Essen. Die neue Synagoge an der Sedanstraße gehört mit ihrem Kuppelbau zu den außergewöhnlichen Bauwerken der Stadt Essen. Ein Kunstführer stellt das Kleinod vor.

„Die neue Synagoge steht manchmal im Schatten der Alten Synagoge. Dabei braucht sie sich gar nicht zu verstecken“, leitet der CDU-Politiker Thomas Kufen, Vorsitzender des Vereins zur Förderung der Städtepartnerschaft Essen - Tel Aviv, die Präsentation des frisch gedruckten kleinen Kunstführers über das jüdische Gotteshaus an der Sedanstraße ein.

Die Historikerin Elfi Pracht-Jörns, eine ausgewiesene Kennerin deutsch-jüdischer Geschichte, hat sich auf 32 Seiten nicht nur mit der Architektur, sondern auch mit den Hintergründen des Bauwerkes beschäftigt. Außergewöhnlich in seiner Form, ist die 1998 zum Baudenkmal erhobene Synagoge europaweit einzigartig, lautet ihr Fazit. Wahrscheinlich aber soll der halbkugelige kreisförmige Synagogenbau, von den Essener Architekten Dieter Knoblauch und Heinz Heise entworfen und 1959 eingeweiht, nach dem Vorbild einer in Cleveland/Ohio erbauten Synagoge errichtet worden sein.

Wiederaufbau viel zu teuer

Für die im Jahr 1959 gerade einmal 275 Mitglieder der jüdischen Gemeinde stellte sich kaum die Frage, ob sie die monumentale Synagogen-Ruine am Steeler Tor erneut nutzen wollten. Das Gebäude mit seinen 1400 Plätzen war zu groß, ein Wiederaufbau viel zu teuer. Also entschied man sich mutig für einen Neubau mit angeschlossenem Gemeindezentrum, obwohl man nicht wusste, wie und ob sich überhaupt jüdisches Leben in der Stadt wieder entwickeln würde. Der Standort an der Sedanstraße wurde nicht zufällig gewählt: Bis zu seiner Zerstörung im November 1938 stand dort das Jüdische Jugendheim.

Rheinischer Verein gibt die Kunstführer heraus

Der Rheinische Verein für Denkmalpflege hat den kleinen Kunstführer „Die neue Synagoge Essen“ herausgegeben. Er ist für 3 Euro im Handel erhältlich.

Zehn weitere Essener Stätten, darunter das Amerikahaus, die Isenburg und das Moltkeviertel, sind in der Reihe bereits erschienen.

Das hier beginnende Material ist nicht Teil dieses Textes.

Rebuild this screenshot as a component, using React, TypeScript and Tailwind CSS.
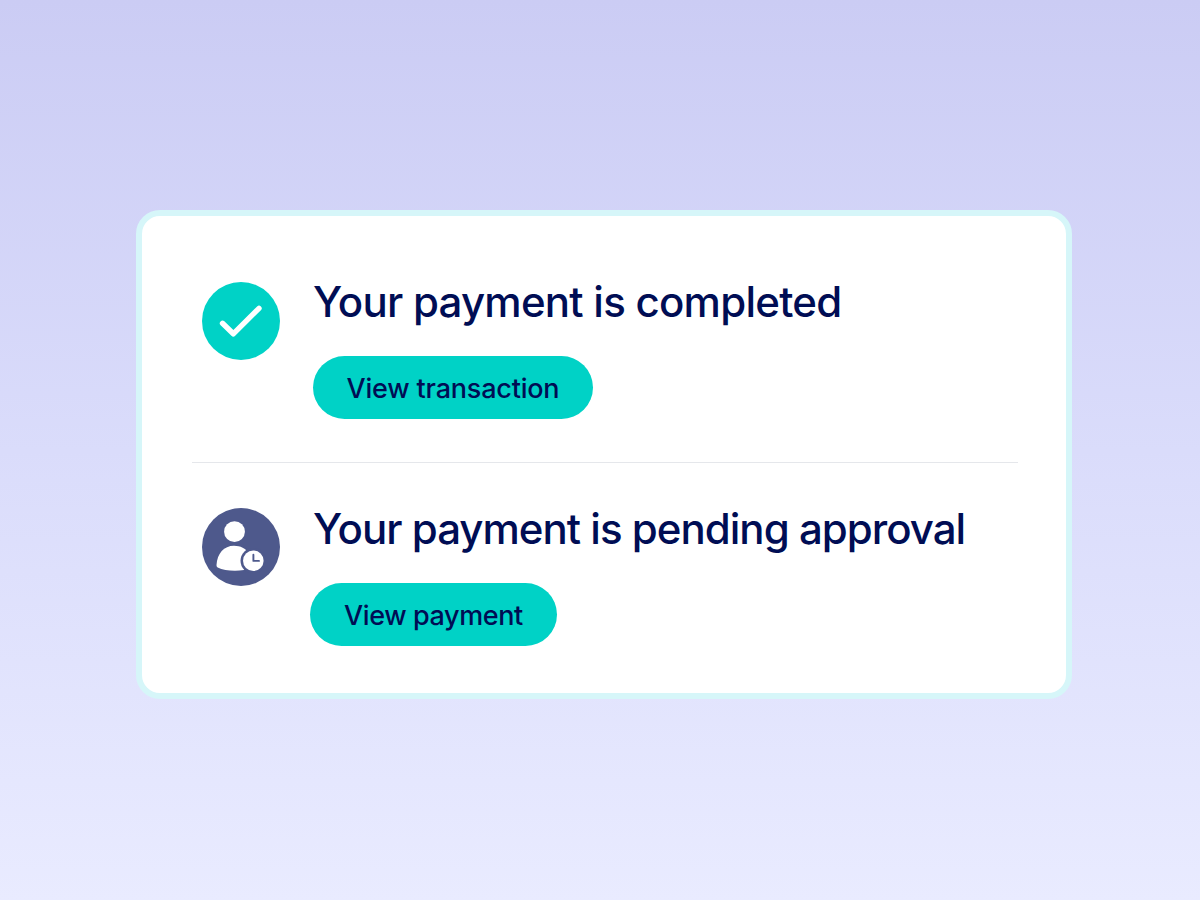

Infos: www.rheinischer-verein.de

Und so entstand ein architektonisches Kleinod, dessen Schönheit erst innen sichtbar wird. Dazu gehört der helle Betsaal der Synagoge mit den symmetrisch angeordneten farbigen Glasfenstern, die an ein Firmament erinnern. Die vom Boden aufragende Kuppel vermittelt den Menschen, die hier beten, Geborgenheit.

Begrüntes Atrium

Bemerkenswert sind auch die von Kurt Lewy gestalteten Buntglasfenster im Gemeindehaus, die Mikwe (Ritualbad) im Untergeschoss und das begrünte Atrium mit Magnolienbaum, Brunnen, Gedenkstein und festem Platz für die Laubhütte. Doch inzwischen ist auch die neue Synagoge in die Jahre gekommen und muss in großen Teilen renoviert werden. Dabei hat sie sich in den vergangenen Jahrzehnten mehr und mehr mit Leben gefüllt, wie Jewgenij Budnizkij, Vorsitzender der jüdischen Kultus-Gemeinde, stolz berichtet: 930 Mitglieder sind es heute. Für viele ist die neue Synagoge mit dem angeschlossenen Gemeindezentrum ein wichtiger Ort jüdischen Lebens geworden. 2008 wurde hier die erste Hochzeit seit der Shoa gefeiert.